The gunpowder magazine, designed in an austere neoclassical manner, is one storey high with an attic, built in brown stock brick with stone dressings. The pedimented attic rises above the roof of the portico. The south elevation is of three bays. The central bay breaks forward slightly and has a large tripartite blind window with a ventilation slit in the central ‘light’; there is a further slit in the left-hand bay (blocked), that to the right has been removed to make way for an entrance. The slits are offset through the thickness of the wall to prevent the ingress of sparks. The attic has a moulded stone cornice and a blind Diocletian window flanked by recessed panels. The north elevation is identical, although obscured by later structures. Downpipes have hopper heads dated 1805 bearing the Royal cipher. The west elevation is symmetrical, the ends slightly recessed, a central blind window flanked by entrances to the magazine chambers, each with a recessed panel above; the doors have been replaced. The attic has a blind central window with three-over-six pane sashes to either side.
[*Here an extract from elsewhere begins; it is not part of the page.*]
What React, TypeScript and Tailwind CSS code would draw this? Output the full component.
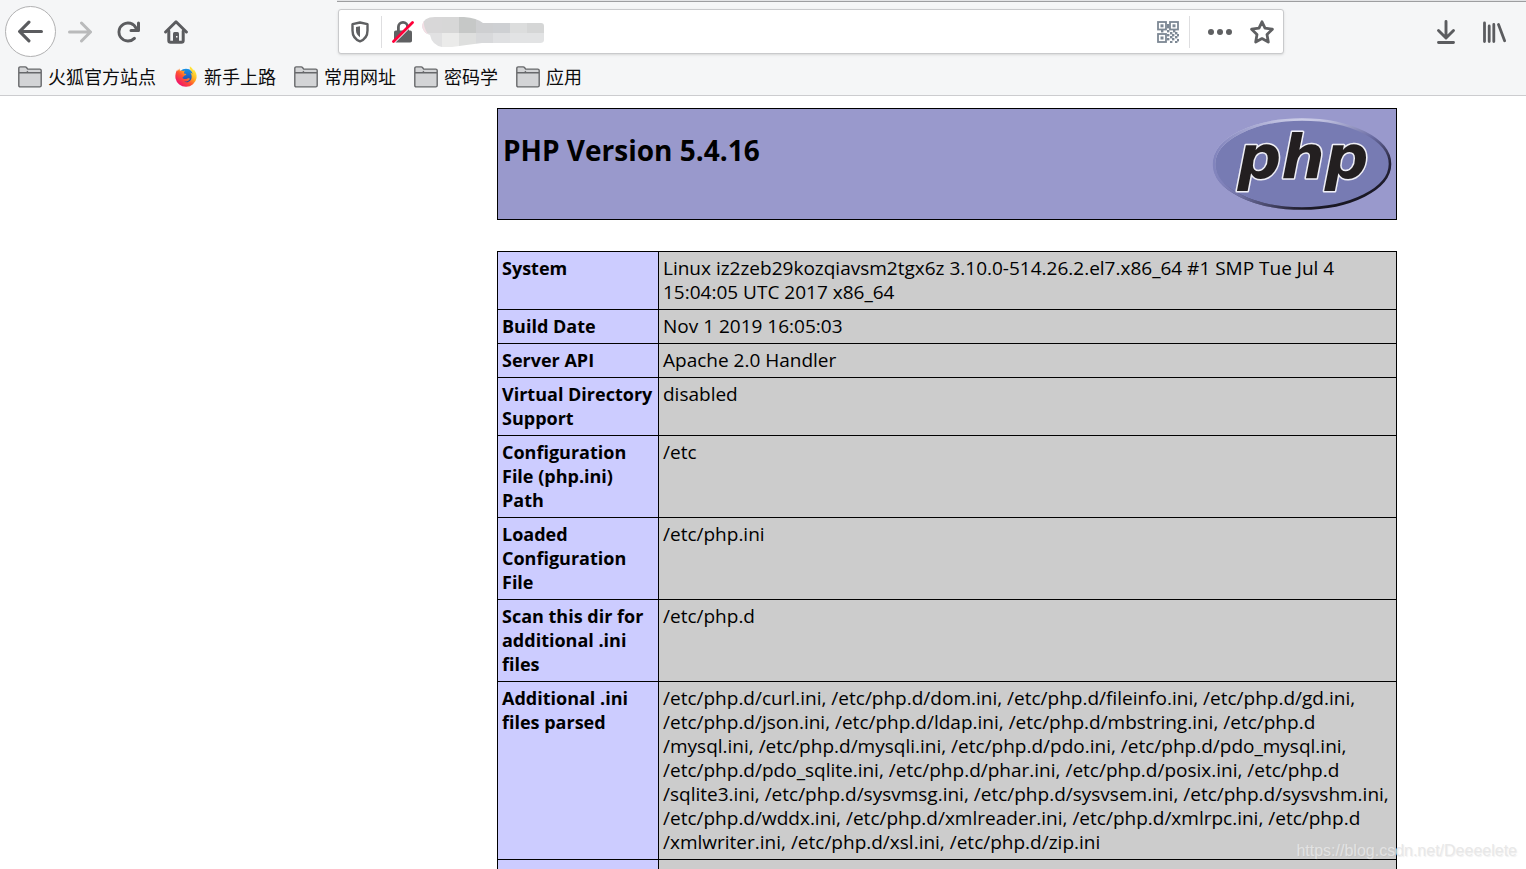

The east elevation was identical, but the southern doorway has been blocked, and the northern one enlarged.
The site was originally enclosed by yellow stock brick walls with moulded stone copings; these were raised in 1912 and now survive only in part.
INTERIOR: the rooms to either side of the portico have been modernised internally. The inner faces of the curved porches are panelled with reeded mouldings; some panelled window shutters remain. The magazine interior comprises two parallel brick catenary vaults, now painted. Both vaults retain their overhead travelling crane systems, constructed in timber and supported on triangular trusses. These follow a standard type employed in gunpowder magazines, now rare survivals. Mortices on the soffits of the tie-beams indicate the positions of the powder keg racking posts. The floors, originally timber supported on sleepers, are now concrete.
The late-C19 guardhouse to the north, and C20 infill structures within the perimeter walls, are not of special interest.